Galle Fort
Galle Fort: The Dutch Colonial Town on Sri Lanka’s South Coast
The 2004 Indian Ocean tsunami struck the Sri Lanka coastline with devastating force. Outside the walls of Galle Fort, the surrounding town was destroyed. Inside, the massive Dutch-built fortifications – 17th-century stonework designed to withstand naval bombardment – absorbed the wave and most structures survived. This fact, which became immediately apparent in the aftermath, made the international architectural conservation community acutely aware of both the fort’s extraordinary integrity and what it had almost lost.
Galle Fort sits on a peninsula 120 kilometres south of Colombo. The Portuguese built a first fortification here in 1588. The Dutch East India Company captured it in 1640 and spent the following century constructing the ramparts and town layout that still stand: churches, warehouses, merchants’ houses, a lighthouse, the old town hall, and the walls encircling the entire 36-hectare peninsula. The British took over in 1796 and used it as an administrative centre. UNESCO listed it in 1988. It is a complete Dutch colonial-era town in a state of preservation that has no equivalent in South Asia.
The Ramparts
Walking the ramparts is the best starting point and the most consistent experience the fort offers. The walls enclose the peninsula on three sides, running approximately 3 kilometres from the Main Gate on the land side, around the lighthouse at the southern tip, and back to the Clock Tower in the east. The walk takes 60-90 minutes depending on pace.
The ocean side faces southwest and catches the afternoon sea breeze and light. The view from the main bastion above the lighthouse at sunset is the standard photograph from the fort – the lighthouse, the wall, the Indian Ocean in orange and gold. Arrive 20 minutes before sunset to secure a position. The bastions have Dutch names (Flag Rock, Triton, Neptune, Aurora) and original Dutch VOC cannon remain on several of them.
Inside the Walls
Dutch Reformed Church dates to 1755 and is the most significant colonial building inside the fort. The interior is plain in the Dutch Protestant tradition – white walls, wooden pews, minimal decoration – but the floor is laid with original Dutch colonial-era tombstones carrying detailed inscriptions, heraldic carvings, and the names of VOC merchants, company officials, and their families. Free entry during church hours.

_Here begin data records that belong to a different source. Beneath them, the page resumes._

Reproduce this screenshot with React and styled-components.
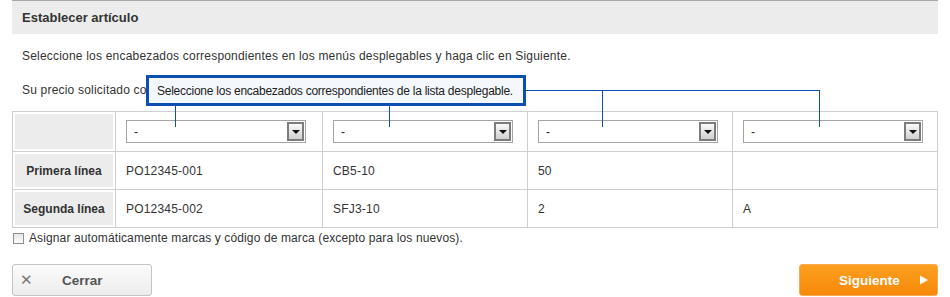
import React from "react"
import styled, { createGlobalStyle } from "styled-components"

const Global = createGlobalStyle`
    html, body { margin:0; padding:0; background:#fff; }
    body { font-family:"Liberation Sans", Arial, sans-serif; color:#333; font-size:12px; }
`;

const Page = styled.div`
    position:relative;
    width:950px;
    height:297px;
    padding:0 12px;
    box-sizing:border-box;
    overflow:hidden;
`;

const Header = styled.div`
    height:34px;
    background:#ececec;
    border-top:1px solid #a8a8a8;
    box-sizing:border-box;
    display:flex;
    align-items:center;
    padding-left:10px;
    width:926px;
`;

const Title = styled.h1`
    margin:0;
    font-size:13px;
    font-weight:bold;
    color:#333;
`;

const Para = styled.p`
    margin:0;
    padding-left:10px;
    height:${(props)=>props.h}px;
    line-height:${(props)=>props.h}px;
    font-size:12px;
    letter-spacing:0.2px;
    color:#333;
    white-space:nowrap;
`;

const Grid = styled.div`
    display:grid;
    grid-template-columns:103px 207px 205px 205px 205px;
    grid-template-rows:40px 38px 38px;
    width:926px;
    border-top:1px solid #cfcfcf;
    border-left:1px solid #cfcfcf;
    box-sizing:border-box;
    margin-top:9px;
`;

const Cell = styled.div`
    border-right:1px solid #cfcfcf;
    border-bottom:1px solid #cfcfcf;
    box-sizing:border-box;
    display:flex;
    align-items:center;
    padding:${(props)=>props.label ? "2px" : "0 10px"};
    font-size:12px;
    letter-spacing:0.2px;
    color:#333;
`;

const Label = styled.div`
    flex:1;
    align-self:stretch;
    background:#ececec;
    display:flex;
    align-items:center;
    justify-content:center;
    font-weight:bold;
    font-size:12px;
    letter-spacing:0;
    color:#333;
`;

const SelectBox = styled.div`
    width:180px;
    height:23px;
    border:1px solid #a5a5a5;
    box-sizing:border-box;
    display:flex;
    align-items:center;
    justify-content:space-between;
    padding:0 1px 0 7px;
    background:#fff;
    font-size:12px;
    color:#222;
`;

const ArrowBtn = styled.div`
    width:17px;
    height:19px;
    box-sizing:border-box;
    border:2px solid #7c7c7c;
    background:linear-gradient(#fafafa, #d0d0d0);
    display:flex;
    align-items:center;
    justify-content:center;
    &::after{
        content:"";
        border-left:4px solid transparent;
        border-right:4px solid transparent;
        border-top:4px solid #111;
    }
`;

const CheckRow = styled.label`
    display:flex;
    align-items:center;
    gap:5px;
    height:20px;
    margin-left:1px;
    font-size:12px;
    letter-spacing:0.12px;
    color:#333;
`;

const Box = styled.span`
    width:11px;
    height:11px;
    box-sizing:border-box;
    border:1px solid #8f8f8f;
    background:linear-gradient(#e6e6e6, #fbfbfb);
`;

const Footer = styled.div`
    display:flex;
    justify-content:space-between;
    margin-top:16px;
    width:926px;
`;

const Btn = styled.button`
    height:32px;
    width:${(props)=>props.w}px;
    box-sizing:border-box;
    border-radius:3px;
    font-family:"Liberation Sans", Arial, sans-serif;
    font-size:13.5px;
    font-weight:bold;
    display:flex;
    align-items:center;
    padding:0;
    cursor:pointer;
    border:1px solid ${(props)=>props.primary ? "#f9ab4f" : "#c4c4c4"};
    background:${(props)=>props.primary ? "linear-gradient(#fc9f1f, #f7890a)" : "linear-gradient(#fbfbfb, #ececec)"};
    color:${(props)=>props.primary ? "#fff" : "#555"};
`;

const BtnIcon = styled.span`
    font-weight:normal;
    font-size:15px;
    color:#777;
    width:49px;
    padding-left:7px;
    box-sizing:border-box;
    text-align:left;
`;

const BtnText = styled.span`
    flex:1;
    text-align:center;
    padding-left:${(props)=>props.pad}px;
`;

const Tip = styled.div`
    position:absolute;
    left:146px;
    top:75px;
    width:380px;
    height:31px;
    box-sizing:border-box;
    border:3px solid #0b4fb1;
    background:#f4f8fc;
    display:flex;
    align-items:center;
    padding-left:8px;
    font-size:12px;
    letter-spacing:-0.25px;
    color:#222;
    white-space:nowrap;
`;

const Lines = styled.svg`
    position:absolute;
    left:0;
    top:0;
    pointer-events:none;
`;

const rows = [
    ["Primera línea", "PO12345-001", "CB5-10", "50", ""],
    ["Segunda línea", "PO12345-002", "SFJ3-10", "2", "A"],
];

const App = ()=>{
    return(
        <Page>
            <Global/>
            <Header>
                <Title>Establecer artículo</Title>
            </Header>
            <Para h={44}>Seleccione los encabezados correspondientes en los menús desplegables y haga clic en Siguiente.</Para>
            <Para h={24}>Su precio solicitado contiene las siguientes columnas.</Para>
            <Grid>
                <Cell label><Label/></Cell>
                {[0,1,2,3].map((i)=>(
                    <Cell key={i}>
                        <SelectBox>-<ArrowBtn/></SelectBox>
                    </Cell>
                ))}
                {rows.map((r)=>(
                    <React.Fragment key={r[0]}>
                        <Cell label><Label>{r[0]}</Label></Cell>
                        {r.slice(1).map((v, j)=>(
                            <Cell key={j}>{v}</Cell>
                        ))}
                    </React.Fragment>
                ))}
            </Grid>
            <CheckRow>
                <Box/>
                Asignar automáticamente marcas y código de marca (excepto para los nuevos).
            </CheckRow>
            <Footer>
                <Btn w={140}><BtnIcon>✕</BtnIcon>Cerrar</Btn>
                <Btn w={139} primary>
                    <BtnText pad={28}>Siguiente</BtnText>
                    <svg width="26" height="12" viewBox="0 0 26 12"><polygon points="9,1.5 9,10.5 17,6" fill="#fff"/></svg>
                </Btn>
            </Footer>
            <Lines width="950" height="297">
                <g stroke="#0b4fb1" strokeWidth="1" fill="none" shapeRendering="crispEdges">
                    <line x1="175.5" y1="105" x2="175.5" y2="127"/>
                    <line x1="389.5" y1="105" x2="389.5" y2="127"/>
                    <line x1="526" y1="90.5" x2="820" y2="90.5"/>
                    <line x1="602.5" y1="90" x2="602.5" y2="127"/>
                    <line x1="819.5" y1="90" x2="819.5" y2="127"/>
                </g>
            </Lines>
            <Tip>Seleccione los encabezados correspondientes de la lista desplegable.</Tip>
        </Page>
    )
}

export default App
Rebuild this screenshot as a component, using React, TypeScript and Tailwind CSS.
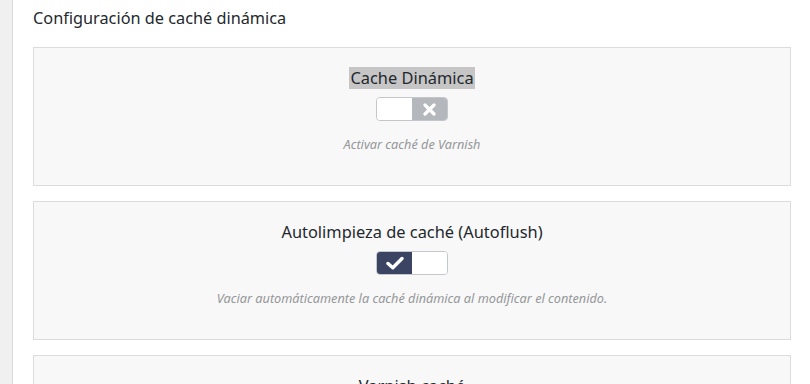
import React from "react";

function Toggle({ on }: { on: boolean }) {
  return (
    <div className="flex h-[24px] w-[72px] overflow-hidden rounded-[4px] border border-[#c3c6cb]">
      {on ? (
        <>
          <div className="flex w-1/2 items-center justify-center bg-[#3b4563]">
            <svg width="18" height="14" viewBox="0 0 18 14">
              <path d="M2 7.5 L6.8 11.8 L16 2.5" fill="none" stroke="#fff" strokeWidth="3.4" strokeLinecap="round" strokeLinejoin="round" />
            </svg>
          </div>
          <div className="w-1/2 bg-white" />
        </>
      ) : (
        <>
          <div className="w-1/2 bg-white" />
          <div className="flex w-1/2 items-center justify-center bg-[#b4b7bc]">
            <svg width="13" height="13" viewBox="0 0 13 13">
              <path d="M2 2 L11 11 M11 2 L2 11" fill="none" stroke="#fff" strokeWidth="3.2" strokeLinecap="round" />
            </svg>
          </div>
        </>
      )}
    </div>
  );
}

function Card({ title, highlight, on, desc }: { title: string; highlight?: boolean; on: boolean; desc: string }) {
  return (
    <div className="flex h-[139px] flex-col items-center border border-[#dcdcdc] bg-[#f8f8f8] pt-[19px]">
      <div className={"px-[1px] text-[16.4px] leading-[22px] text-[#23282d] " + (highlight ? "bg-[#c6c6c6]" : "")}>{title}</div>
      <div className="mt-[8px]">
        <Toggle on={on} />
      </div>
      <div className="mt-[15px] text-[12.7px] italic leading-[17px] text-[#959799]">{desc}</div>
    </div>
  );
}

export default function App() {
  return (
    <div className="flex h-[384px] w-[810px] overflow-hidden bg-white" style={{ fontFamily: '"Noto Sans", "Open Sans", sans-serif' }}>
      <div className="w-[13px] shrink-0 border-r border-[#dcdcdc] bg-[#f0f0f0]" />
      <div className="flex-1 pl-[20px] pr-[19px]">
        <h2 className="mt-[7px] text-[16.3px] leading-[22px] text-[#23282d]">Configuración de caché dinámica</h2>
        <div className="mt-[18px] flex flex-col gap-[15px]">
          <Card title="Cache Dinámica" highlight on={false} desc="Activar caché de Varnish" />
          <Card title="Autolimpieza de caché (Autoflush)" on desc="Vaciar automáticamente la caché dinámica al modificar el contenido." />
          <Card title="Varnish caché" on={false} desc="" />
        </div>
      </div>
    </div>
  );
}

National Museum of Galle in the old Dutch warehouse building covers Galle’s maritime history and artefacts from south coast shipwrecks. The trade goods section – Chinese porcelain, Indian textiles, Dutch ceramics – represents the material culture of the Indian Ocean trade at its most active.
The streets themselves reward wandering: Church Street, Pedlar Street, and Middle Street all have Dutch-period architecture in varying states of use and preservation. The best-maintained merchant houses have been converted to boutique hotels, with original Dutch jack arches and interior courtyards preserved.
Where to Eat and Stay
Fort Bazaar Restaurant at 26 Church Street is the best dining room inside the walls: Sri Lankan seafood cooked with more skill than the standard guesthouse cafes, in an open-plan colonial building. Dinner mains around LKR 2,500-4,500.
Wijaya Beach Restaurant on the beach south of the fort walls – concrete floor, plastic chairs, fluorescent light – serves fresh crab and prawns caught that day at prices well below anything inside the fort. The food is considerably better than most of the tourist-facing places within the walls. This is the honest choice for fresh seafood.
Amangalla on Church Street, converted from the original Dutch Governor’s residence, is the finest hotel in the fort – 30 suites from around $600-900 per night. Fort Bazaar (same building as the restaurant) offers 14 rooms from around $200-350. Smaller guesthouses on Lighthouse Street and Pedlar Street provide simple rooms from $40-80; quality varies considerably.
Getting There
By train from Colombo Fort station: the Coastal Line runs along the oceanfront for much of the journey. About 2-2.5 hours; second-class reserved seat costs around LKR 200 (less than $1 USD). The first-class air-conditioned observation carriage on some services costs around LKR 500-700 and is the right choice for the scenery. Galle railway station is outside the fort walls, 15 minutes’ walk from the Main Gate.